Tuesday, June 28, 2011

At Woodward's Garden by Robert Frost

A boy, presuming on his intellect,
Once showed two little monkeys in a cage
A burning-glass they could not understand
And never could be made to understand.
Words are no good: to say it was a lens
For gathering solar rays would not have helped.
But let him show them how the weapon worked.
He made the sun a pinpoint on the nose
Of the first one, then the other, till it brought
A look of puzzled dimness to their eyes
That blinking could not seem to blink away.
They stood arms laced together at the bars,
And exchanged troubled glances over life.
One put a thoughtful hand up to his nose
As if reminded--or as if perhaps
Within a million years of an idea.
He got his purple little knuckles stung.
The already known had once more been confirmed
By psychological experiment,
And that were all the finding to announce
Had the boy not presumed too close and long.
There was a sudden flash of arm, a snatch,
And the glass was the monkey's, not the boy's.
Precipitately they retired back-cage
And instituted an investigation
On their part, though without the needed insight.
They bit the glass and listened for the flavor.
They broke the handle and the binding off it.
Then none the wiser, frankly gave it up,
And having hid it in their bedding straw
Against the day of prisoners' ennui,
Came dryly forward to the bars again
To answer for themselves:
Who said it mattered
What monkeys did or didn't understand?
They might not understand a burning-glass.
They might not understand the sun itself.
It's knowing what to do with things that counts.
by Robert Frost (1936)
from: http://foundsf.org; they have a picture of the Woodward Garden Entrance... you might want to check it.

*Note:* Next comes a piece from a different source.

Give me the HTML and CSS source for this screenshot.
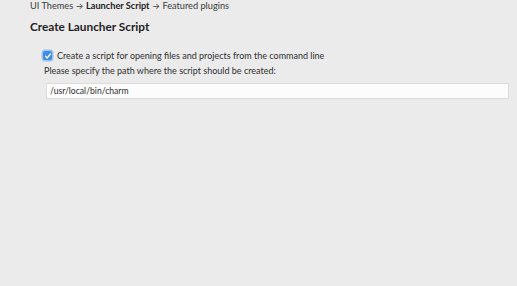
FILE: index.html
```html
<!DOCTYPE html>
<html>
<head>
<meta charset="utf-8">
<link rel="stylesheet" href="styles.css">
</head>
<body>
<div class="page">
  <div class="crumbs">UI Themes <span class="arrow">→</span> <b>Launcher Script</b> <span class="arrow">→</span> Featured plugins</div>
  <h1 class="title">Create Launcher Script</h1>
  <div class="content">
    <label class="check-row">
      <span class="checkbox">
        <svg width="8" height="8" viewBox="0 0 8 8"><path d="M1.6 4.3 L3.2 6 L6.5 1.9" fill="none" stroke="#fff" stroke-width="1.3" stroke-linecap="round" stroke-linejoin="round"/></svg>
      </span>
      <span>Create a script for opening files and projects from the command line</span>
    </label>
    <div class="hint">Please specify the path where the script should be created:</div>
    <div class="field">/usr/local/bin/charm</div>
  </div>
</div>
</body>
</html>
```
FILE: styles.css
```css
html, body {
  margin: 0;
  padding: 0;
  background: #ecebec;
  width: 517px;
  height: 286px;
  overflow: hidden;
}
.page {
  font-family: Lato, "Noto Sans", sans-serif;
  font-size: 9px;
  color: #2e2e2e;
  padding: 0 0 0 30px;
}
.crumbs {
  padding-top: 1px;
  line-height: 10px;
  font-size: 9.2px;
  color: #3a3a3a;
}
.crumbs .arrow {
  font-family: Inter, sans-serif;
  font-size: 8.5px;
}
.crumbs b {
  font-weight: 700;
  color: #222;
}
.title {
  margin: 9px 0 0 0;
  font-size: 11.8px;
  font-weight: 700;
  color: #1e1e1e;
  line-height: 14px;
}
.content {
  padding-left: 13px;
  padding-right: 8px;
  margin-top: 15px;
}
.check-row {
  display: flex;
  align-items: center;
  gap: 5px;
  height: 12px;
}
.checkbox {
  width: 9px;
  height: 9px;
  margin-top: 1px;
  border-radius: 2px;
  background: #3d8ee4;
  box-shadow: 0 0 0 1.5px #9fc3ea;
  display: flex;
  align-items: center;
  justify-content: center;
}
.hint {
  margin-top: 4px;
  margin-left: 1px;
  line-height: 12px;
}
.field {
  margin: 6px 0 0 3px;
  height: 14px;
  line-height: 14px;
  background: #fdfcfd;
  border: 1px solid #dcdcdc;
  padding-left: 3px;
  font-size: 8.6px;
  color: #2e2e2e;
}
```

- I was somewhat in the middle of reviewing my OB book during the time that the urge to suddenly open my Robert Frost book at a random page. It might not really be what the poem was trying to say but I thought the poem meant that it did not matter whether I truly understood all the stuffs I'm cramming or trying desperately to read, it's knowing what to do with the stuff that matters most. It was a little comforting during the time. 

-Yes... I considered myself to be the monkeys and someone superior to me who flaunt their superiority to be the boy.

Friday, June 24, 2011

Kafka on Shore

I just finished reading Kafka on the Shore, one of the best reads I've ever had for ages. It really had been a long time since I last took a thick paper back book, sat, read and finished the whole thing. I did not finish it in one sitting though, it took me the whole summer to finish just this one book. I think I've lost my affinity to lengthy novels since the last novel I successfully finished was Peter Pan -- that was good too, after all, I am in love with Peter Pan and the thought of there being a real Peter Pan; anyway this particular novel needs to be talked about in another blog -- so going back, yeah, my affinity for thick, lengthy novels have dwindled down to almost nothing.

At the end of each chapter, I felt that connection to the characters, that odd experience of a metaphysical level was definitely there however underplayed it was in my life at that time... it was undeniably there. Oddly so, at first I felt that this book might not have been for me, it lacked the sheer excitement that I got from Anne Rice and her vampires and odd little action scenes. It lacked the feel of being thrown into the realities of another person's life which I got from Paulo Coelho, or that warmth and pain you feel in love from Nicolas Sparks. Yeah, I have such a small and cliched  repertoire of authors. But they are the ones I read.

I was almost to the half of the book thinking, this is not doing it for me, I can't seem to really enjoy it. Not that he wasn't good at telling his story or that the plot was a bore, I just felt like I wasn't excited, that's all. But I read on, thinking that if I always stopped reading in the middle because nothing excited me, my view of the whole thing would always be incomplete, like how I did with Pullman's The Golden Compass. So a little touch of maturity on my part (yehey for me). And true enough, the book proved to be more for me than what I first thought of it. 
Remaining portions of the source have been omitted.